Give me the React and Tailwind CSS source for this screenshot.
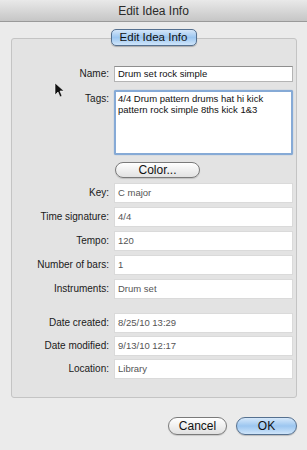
export default function App() {
  const font = { fontFamily: '"Liberation Sans", Arial, sans-serif' };

  const infoRows = [
    { label: "Key:", value: "C major" },
    { label: "Time signature:", value: "4/4" },
    { label: "Tempo:", value: "120" },
    { label: "Number of bars:", value: "1" },
    { label: "Instruments:", value: "Drum set" },
  ];
  const dateRows = [
    { label: "Date created:", value: "8/25/10 13:29" },
    { label: "Date modified:", value: "9/13/10 12:17" },
    { label: "Location:", value: "Library" },
  ];

  return (
    <div
      className="relative w-[307px] h-[450px] bg-[#ebebeb] flex flex-col overflow-hidden"
      style={font}
    >
      {/* Title bar */}
      <div className="h-[22px] shrink-0 flex items-center justify-center bg-gradient-to-b from-[#e9e9e9] to-[#c6c6c6] border-b border-[#9a9a9a] text-[12px] text-[#2a2a2a]">
        Edit Idea Info
      </div>

      {/* Tab */}
      <div className="flex justify-center pt-[7px] relative z-10">
        <div className="w-[86px] h-[17px] rounded-[5px] border border-[#55708f] bg-gradient-to-b from-[#d4e6f9] via-[#9cc6f0] to-[#cfe5fa] flex items-center justify-center text-[11.5px] text-[#111] shadow-[0_1px_1px_rgba(0,0,0,0.25)]">
          Edit Idea Info
        </div>
      </div>

      {/* Group box */}
      <div className="mx-[11px] -mt-[8px] h-[360px] w-[286px] rounded-[3px] border border-[#c4c4c4] bg-[#e3e3e3] pr-[3px] pt-[27px]">
        <div className="grid grid-cols-[97px_1fr] gap-x-[5px] items-start">
          <div className="text-right text-[10px] text-[#1a1a1a] leading-[16px]">Name:</div>
          <div className="h-[16px] bg-white border border-[#b4b4b4] border-t-[#8e8e8e] px-[3px] text-[9.5px] leading-[14px] text-[#111]">
            Drum set rock simple
          </div>

          <div className="mt-[8px] pt-[3px] text-right text-[10px] text-[#1a1a1a] leading-[12px]">Tags:</div>
          <div className="mt-[8px] h-[65px] bg-white border-[2px] border-[#86aad6] rounded-[2px] px-[2px] pt-[1px] text-[9.5px] leading-[11px] text-[#111] shadow-[0_0_1px_#6b94c7]">
            4/4 Drum pattern drums hat hi kick pattern rock simple 8ths kick 1&amp;3
          </div>

          <div className="mt-[7px]" />
          <div className="mt-[7px] pl-[1px]">
            <div className="w-[85px] h-[16px] rounded-full border border-[#7a7a7a] bg-gradient-to-b from-white via-[#f0f0f0] to-[#e2e2e2] flex items-center justify-center text-[12px] text-[#111] shadow-[0_1px_1px_rgba(0,0,0,0.15)]">
              Color...
            </div>
          </div>
        </div>

        <div className="grid grid-cols-[97px_1fr] gap-x-[5px] gap-y-[4px] mt-[5px]">
          {infoRows.map((r) => (
            <Row key={r.label} label={r.label} value={r.value} />
          ))}
        </div>

        <div className="grid grid-cols-[97px_1fr] gap-x-[5px] gap-y-[3px] mt-[14px]">
          {dateRows.map((r) => (
            <Row key={r.label} label={r.label} value={r.value} />
          ))}
        </div>
      </div>

      {/* Buttons */}
      <div className="flex justify-end gap-[9px] pr-[10px] mt-[19px]">
        <div className="w-[59px] h-[18px] rounded-full border border-[#7a7a7a] bg-gradient-to-b from-white via-[#f0f0f0] to-[#e0e0e0] flex items-center justify-center text-[12px] text-[#111] shadow-[0_1px_1px_rgba(0,0,0,0.15)]">
          Cancel
        </div>
        <div className="w-[61px] h-[18px] rounded-full border border-[#55708f] bg-gradient-to-b from-[#d6e8fa] via-[#9cc6f0] to-[#cfe5fa] flex items-center justify-center text-[12px] text-[#111] shadow-[0_1px_1px_rgba(0,0,0,0.2)]">
          OK
        </div>
      </div>

      {/* Mouse pointer */}
      <svg
        className="absolute left-[54px] top-[82px]"
        width="10"
        height="16"
        viewBox="0 0 10 16"
      >
        <path d="M1 1 L1 13 L4 10 L6 15 L8 14 L6 9 L10 9 Z" fill="#111" stroke="#fff" strokeWidth="0.6" />
      </svg>
    </div>
  );
}

function Row({ label, value }) {
  return (
    <>
      <div className="text-right text-[10px] text-[#1a1a1a] leading-[12px] pt-[4px]">{label}</div>
      <div className="h-[20px] bg-white border border-[#dadada] px-[3px] pt-[3px] text-[9.5px] leading-[11px] text-[#555]">
        {value}
      </div>
    </>
  );
}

Goal of the exercise - Set down the material above as is, without any pictures.

Exercise response -
Give me the React and Tailwind CSS source for this screenshot.
export default function App() {
  const font = { fontFamily: '"Liberation Sans", Arial, sans-serif' };

  const infoRows = [
    { label: "Key:", value: "C major" },
    { label: "Time signature:", value: "4/4" },
    { label: "Tempo:", value: "120" },
    { label: "Number of bars:", value: "1" },
    { label: "Instruments:", value: "Drum set" },
  ];
  const dateRows = [
    { label: "Date created:", value: "8/25/10 13:29" },
    { label: "Date modified:", value: "9/13/10 12:17" },
    { label: "Location:", value: "Library" },
  ];

  return (
    <div
      className="relative w-[307px] h-[450px] bg-[#ebebeb] flex flex-col overflow-hidden"
      style={font}
    >
      {/* Title bar */}
      <div className="h-[22px] shrink-0 flex items-center justify-center bg-gradient-to-b from-[#e9e9e9] to-[#c6c6c6] border-b border-[#9a9a9a] text-[12px] text-[#2a2a2a]">
        Edit Idea Info
      </div>

      {/* Tab */}
      <div className="flex justify-center pt-[7px] relative z-10">
        <div className="w-[86px] h-[17px] rounded-[5px] border border-[#55708f] bg-gradient-to-b from-[#d4e6f9] via-[#9cc6f0] to-[#cfe5fa] flex items-center justify-center text-[11.5px] text-[#111] shadow-[0_1px_1px_rgba(0,0,0,0.25)]">
          Edit Idea Info
        </div>
      </div>

      {/* Group box */}
      <div className="mx-[11px] -mt-[8px] h-[360px] w-[286px] rounded-[3px] border border-[#c4c4c4] bg-[#e3e3e3] pr-[3px] pt-[27px]">
        <div className="grid grid-cols-[97px_1fr] gap-x-[5px] items-start">
          <div className="text-right text-[10px] text-[#1a1a1a] leading-[16px]">Name:</div>
          <div className="h-[16px] bg-white border border-[#b4b4b4] border-t-[#8e8e8e] px-[3px] text-[9.5px] leading-[14px] text-[#111]">
            Drum set rock simple
          </div>

          <div className="mt-[8px] pt-[3px] text-right text-[10px] text-[#1a1a1a] leading-[12px]">Tags:</div>
          <div className="mt-[8px] h-[65px] bg-white border-[2px] border-[#86aad6] rounded-[2px] px-[2px] pt-[1px] text-[9.5px] leading-[11px] text-[#111] shadow-[0_0_1px_#6b94c7]">
            4/4 Drum pattern drums hat hi kick pattern rock simple 8ths kick 1&amp;3
          </div>

          <div className="mt-[7px]" />
          <div className="mt-[7px] pl-[1px]">
            <div className="w-[85px] h-[16px] rounded-full border border-[#7a7a7a] bg-gradient-to-b from-white via-[#f0f0f0] to-[#e2e2e2] flex items-center justify-center text-[12px] text-[#111] shadow-[0_1px_1px_rgba(0,0,0,0.15)]">
              Color...
            </div>
          </div>
        </div>

        <div className="grid grid-cols-[97px_1fr] gap-x-[5px] gap-y-[4px] mt-[5px]">
          {infoRows.map((r) => (
            <Row key={r.label} label={r.label} value={r.value} />
          ))}
        </div>

        <div className="grid grid-cols-[97px_1fr] gap-x-[5px] gap-y-[3px] mt-[14px]">
          {dateRows.map((r) => (
            <Row key={r.label} label={r.label} value={r.value} />
          ))}
        </div>
      </div>

      {/* Buttons */}
      <div className="flex justify-end gap-[9px] pr-[10px] mt-[19px]">
        <div className="w-[59px] h-[18px] rounded-full border border-[#7a7a7a] bg-gradient-to-b from-white via-[#f0f0f0] to-[#e0e0e0] flex items-center justify-center text-[12px] text-[#111] shadow-[0_1px_1px_rgba(0,0,0,0.15)]">
          Cancel
        </div>
        <div className="w-[61px] h-[18px] rounded-full border border-[#55708f] bg-gradient-to-b from-[#d6e8fa] via-[#9cc6f0] to-[#cfe5fa] flex items-center justify-center text-[12px] text-[#111] shadow-[0_1px_1px_rgba(0,0,0,0.2)]">
          OK
        </div>
      </div>

      {/* Mouse pointer */}
      <svg
        className="absolute left-[54px] top-[82px]"
        width="10"
        height="16"
        viewBox="0 0 10 16"
      >
        <path d="M1 1 L1 13 L4 10 L6 15 L8 14 L6 9 L10 9 Z" fill="#111" stroke="#fff" strokeWidth="0.6" />
      </svg>
    </div>
  );
}

function Row({ label, value }) {
  return (
    <>
      <div className="text-right text-[10px] text-[#1a1a1a] leading-[12px] pt-[4px]">{label}</div>
      <div className="h-[20px] bg-white border border-[#dadada] px-[3px] pt-[3px] text-[9.5px] leading-[11px] text-[#555]">
        {value}
      </div>
    </>
  );
}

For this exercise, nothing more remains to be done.